## begin Supplied records

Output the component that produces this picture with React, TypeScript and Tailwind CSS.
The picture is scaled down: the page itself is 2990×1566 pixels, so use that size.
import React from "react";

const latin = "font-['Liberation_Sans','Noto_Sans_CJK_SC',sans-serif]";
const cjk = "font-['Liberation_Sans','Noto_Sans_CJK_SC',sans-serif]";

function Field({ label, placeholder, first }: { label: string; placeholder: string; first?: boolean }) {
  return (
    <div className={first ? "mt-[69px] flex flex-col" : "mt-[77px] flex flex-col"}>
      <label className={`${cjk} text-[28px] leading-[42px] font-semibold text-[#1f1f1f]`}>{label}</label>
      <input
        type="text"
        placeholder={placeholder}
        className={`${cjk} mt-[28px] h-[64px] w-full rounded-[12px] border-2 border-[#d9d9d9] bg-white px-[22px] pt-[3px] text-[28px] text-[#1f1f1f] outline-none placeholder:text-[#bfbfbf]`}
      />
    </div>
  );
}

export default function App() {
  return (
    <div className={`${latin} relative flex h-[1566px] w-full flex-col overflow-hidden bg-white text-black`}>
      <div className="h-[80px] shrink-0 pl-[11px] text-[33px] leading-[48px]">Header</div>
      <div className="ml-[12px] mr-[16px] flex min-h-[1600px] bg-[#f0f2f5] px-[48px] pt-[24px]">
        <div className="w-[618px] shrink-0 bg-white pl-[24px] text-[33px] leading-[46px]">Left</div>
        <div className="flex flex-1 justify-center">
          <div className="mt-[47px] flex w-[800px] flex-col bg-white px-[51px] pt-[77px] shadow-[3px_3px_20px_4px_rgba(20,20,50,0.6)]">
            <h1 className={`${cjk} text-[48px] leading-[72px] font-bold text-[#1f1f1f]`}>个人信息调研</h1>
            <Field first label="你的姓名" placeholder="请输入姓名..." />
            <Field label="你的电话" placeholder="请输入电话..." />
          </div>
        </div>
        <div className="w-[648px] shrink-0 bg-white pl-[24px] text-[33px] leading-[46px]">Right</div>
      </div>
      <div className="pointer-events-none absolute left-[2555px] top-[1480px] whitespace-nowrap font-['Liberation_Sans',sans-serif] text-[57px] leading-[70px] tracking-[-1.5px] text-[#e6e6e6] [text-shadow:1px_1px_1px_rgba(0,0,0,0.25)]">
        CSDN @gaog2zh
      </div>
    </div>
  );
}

## end Supplied records
## begin Supplied records

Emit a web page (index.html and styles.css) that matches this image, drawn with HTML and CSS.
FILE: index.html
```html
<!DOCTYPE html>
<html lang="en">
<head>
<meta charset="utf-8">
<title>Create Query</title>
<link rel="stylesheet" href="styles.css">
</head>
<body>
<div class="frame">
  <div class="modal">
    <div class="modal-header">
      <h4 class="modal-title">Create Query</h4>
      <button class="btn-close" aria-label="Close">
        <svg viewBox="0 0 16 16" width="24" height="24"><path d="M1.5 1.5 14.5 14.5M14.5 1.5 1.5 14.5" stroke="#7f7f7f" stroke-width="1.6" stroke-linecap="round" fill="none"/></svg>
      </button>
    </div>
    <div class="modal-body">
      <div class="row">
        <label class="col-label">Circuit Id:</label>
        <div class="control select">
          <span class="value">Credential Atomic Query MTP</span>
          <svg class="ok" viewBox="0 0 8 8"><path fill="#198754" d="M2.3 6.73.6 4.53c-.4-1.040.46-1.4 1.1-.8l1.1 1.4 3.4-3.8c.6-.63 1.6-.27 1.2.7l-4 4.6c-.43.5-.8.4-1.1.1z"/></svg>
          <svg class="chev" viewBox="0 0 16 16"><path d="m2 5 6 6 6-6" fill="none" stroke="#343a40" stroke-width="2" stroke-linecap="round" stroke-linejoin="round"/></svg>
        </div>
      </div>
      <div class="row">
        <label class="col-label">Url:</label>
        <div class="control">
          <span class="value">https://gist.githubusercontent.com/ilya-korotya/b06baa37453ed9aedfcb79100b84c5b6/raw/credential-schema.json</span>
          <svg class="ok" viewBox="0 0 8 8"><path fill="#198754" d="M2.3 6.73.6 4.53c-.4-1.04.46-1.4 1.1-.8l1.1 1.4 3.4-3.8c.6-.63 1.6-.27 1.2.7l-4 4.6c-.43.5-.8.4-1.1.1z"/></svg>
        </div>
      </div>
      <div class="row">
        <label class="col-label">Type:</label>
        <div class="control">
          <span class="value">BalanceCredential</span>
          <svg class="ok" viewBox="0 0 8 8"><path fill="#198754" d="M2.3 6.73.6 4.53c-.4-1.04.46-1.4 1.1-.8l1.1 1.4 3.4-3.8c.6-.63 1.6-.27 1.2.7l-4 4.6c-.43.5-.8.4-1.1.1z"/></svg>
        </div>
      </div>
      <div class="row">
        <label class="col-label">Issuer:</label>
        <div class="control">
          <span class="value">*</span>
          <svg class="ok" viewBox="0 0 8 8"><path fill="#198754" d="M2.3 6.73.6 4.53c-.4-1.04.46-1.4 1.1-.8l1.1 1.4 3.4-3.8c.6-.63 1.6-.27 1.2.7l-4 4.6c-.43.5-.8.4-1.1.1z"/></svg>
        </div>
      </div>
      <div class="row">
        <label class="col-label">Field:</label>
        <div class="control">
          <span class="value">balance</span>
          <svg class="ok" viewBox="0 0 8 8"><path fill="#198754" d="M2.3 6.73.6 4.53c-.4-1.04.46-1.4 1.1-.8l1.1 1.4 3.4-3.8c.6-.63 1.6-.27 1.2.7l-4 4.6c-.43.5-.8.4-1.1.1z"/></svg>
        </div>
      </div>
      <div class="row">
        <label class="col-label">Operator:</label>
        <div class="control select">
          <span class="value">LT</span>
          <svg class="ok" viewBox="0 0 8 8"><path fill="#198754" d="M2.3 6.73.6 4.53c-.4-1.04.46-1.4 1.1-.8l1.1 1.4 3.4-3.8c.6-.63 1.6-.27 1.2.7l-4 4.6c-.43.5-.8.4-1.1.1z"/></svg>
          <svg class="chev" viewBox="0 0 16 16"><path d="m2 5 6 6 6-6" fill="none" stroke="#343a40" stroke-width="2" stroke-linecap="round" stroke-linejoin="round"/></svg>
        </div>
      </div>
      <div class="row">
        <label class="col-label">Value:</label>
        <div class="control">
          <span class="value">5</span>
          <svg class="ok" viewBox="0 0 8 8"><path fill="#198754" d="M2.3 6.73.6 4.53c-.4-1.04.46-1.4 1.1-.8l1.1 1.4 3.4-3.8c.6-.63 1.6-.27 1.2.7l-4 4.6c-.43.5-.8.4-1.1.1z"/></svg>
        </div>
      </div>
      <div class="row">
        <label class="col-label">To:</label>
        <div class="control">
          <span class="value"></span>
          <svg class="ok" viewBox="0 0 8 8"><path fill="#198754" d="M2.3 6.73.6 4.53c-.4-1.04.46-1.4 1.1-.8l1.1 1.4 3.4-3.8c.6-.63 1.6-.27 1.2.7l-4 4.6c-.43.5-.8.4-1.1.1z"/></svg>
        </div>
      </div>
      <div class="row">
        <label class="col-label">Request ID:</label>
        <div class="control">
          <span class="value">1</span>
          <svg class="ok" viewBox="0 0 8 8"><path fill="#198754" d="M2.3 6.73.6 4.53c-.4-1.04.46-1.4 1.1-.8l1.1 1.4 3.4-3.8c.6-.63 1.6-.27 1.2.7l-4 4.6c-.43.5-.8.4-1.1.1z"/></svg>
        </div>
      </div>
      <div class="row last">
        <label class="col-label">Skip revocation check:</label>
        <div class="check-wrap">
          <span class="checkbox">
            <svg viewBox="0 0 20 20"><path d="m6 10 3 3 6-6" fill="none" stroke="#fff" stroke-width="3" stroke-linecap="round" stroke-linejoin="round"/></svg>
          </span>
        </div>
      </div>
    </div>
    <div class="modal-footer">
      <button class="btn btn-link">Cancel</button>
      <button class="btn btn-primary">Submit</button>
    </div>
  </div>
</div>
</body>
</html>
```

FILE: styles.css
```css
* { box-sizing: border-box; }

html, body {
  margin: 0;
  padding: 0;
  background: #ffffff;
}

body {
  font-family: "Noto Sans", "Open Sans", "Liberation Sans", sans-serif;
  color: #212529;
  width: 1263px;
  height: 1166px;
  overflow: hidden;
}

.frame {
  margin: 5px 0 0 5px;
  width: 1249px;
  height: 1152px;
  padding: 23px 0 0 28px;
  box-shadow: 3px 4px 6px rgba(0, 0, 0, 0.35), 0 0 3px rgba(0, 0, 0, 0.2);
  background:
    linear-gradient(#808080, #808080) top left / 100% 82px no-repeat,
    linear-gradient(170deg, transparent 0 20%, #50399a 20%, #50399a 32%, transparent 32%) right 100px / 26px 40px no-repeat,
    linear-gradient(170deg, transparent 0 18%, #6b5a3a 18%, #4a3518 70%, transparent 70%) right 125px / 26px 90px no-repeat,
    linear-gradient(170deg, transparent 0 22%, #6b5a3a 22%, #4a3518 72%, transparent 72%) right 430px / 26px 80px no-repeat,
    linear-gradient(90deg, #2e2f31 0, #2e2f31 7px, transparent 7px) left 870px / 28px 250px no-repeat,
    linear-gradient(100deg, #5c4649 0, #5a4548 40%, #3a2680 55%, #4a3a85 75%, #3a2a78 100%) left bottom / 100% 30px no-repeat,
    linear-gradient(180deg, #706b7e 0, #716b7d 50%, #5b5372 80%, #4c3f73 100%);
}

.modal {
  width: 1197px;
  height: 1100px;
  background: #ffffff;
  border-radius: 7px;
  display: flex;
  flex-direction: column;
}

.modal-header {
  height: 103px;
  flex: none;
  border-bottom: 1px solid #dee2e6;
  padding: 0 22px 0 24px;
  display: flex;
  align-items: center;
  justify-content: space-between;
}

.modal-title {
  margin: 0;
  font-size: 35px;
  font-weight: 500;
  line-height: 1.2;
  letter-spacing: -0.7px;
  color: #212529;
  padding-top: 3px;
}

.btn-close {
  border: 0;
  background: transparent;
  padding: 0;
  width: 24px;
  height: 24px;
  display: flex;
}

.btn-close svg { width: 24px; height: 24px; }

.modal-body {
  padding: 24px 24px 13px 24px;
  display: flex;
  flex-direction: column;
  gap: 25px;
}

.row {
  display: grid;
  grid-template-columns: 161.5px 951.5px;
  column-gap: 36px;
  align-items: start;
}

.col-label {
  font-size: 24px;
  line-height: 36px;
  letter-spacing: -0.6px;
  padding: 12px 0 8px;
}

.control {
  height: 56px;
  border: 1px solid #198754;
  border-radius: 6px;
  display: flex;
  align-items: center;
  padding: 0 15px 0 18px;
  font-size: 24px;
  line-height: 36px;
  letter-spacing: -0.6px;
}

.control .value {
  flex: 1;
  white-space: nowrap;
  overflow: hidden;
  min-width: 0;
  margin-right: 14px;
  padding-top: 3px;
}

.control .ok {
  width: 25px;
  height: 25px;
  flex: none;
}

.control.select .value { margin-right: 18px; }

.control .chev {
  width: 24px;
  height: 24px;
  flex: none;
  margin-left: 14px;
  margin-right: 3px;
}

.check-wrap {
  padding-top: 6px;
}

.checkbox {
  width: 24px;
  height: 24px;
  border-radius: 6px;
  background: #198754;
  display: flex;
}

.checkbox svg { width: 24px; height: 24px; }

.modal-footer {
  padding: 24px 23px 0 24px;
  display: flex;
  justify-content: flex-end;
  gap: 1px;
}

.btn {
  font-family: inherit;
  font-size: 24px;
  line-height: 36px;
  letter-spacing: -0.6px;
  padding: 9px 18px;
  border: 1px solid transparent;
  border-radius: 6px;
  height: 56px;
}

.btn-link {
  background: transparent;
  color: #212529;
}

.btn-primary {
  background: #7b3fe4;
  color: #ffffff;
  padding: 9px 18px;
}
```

## end Supplied records

* **Goal**
From the records above, give again exactly the lines running from the line with "Output the component" to the line with "import React from", inclusive.

* **Answer to the task**
Output the component that produces this picture with React, TypeScript and Tailwind CSS.
The picture is scaled down: the page itself is 2990×1566 pixels, so use that size.
import React from "react";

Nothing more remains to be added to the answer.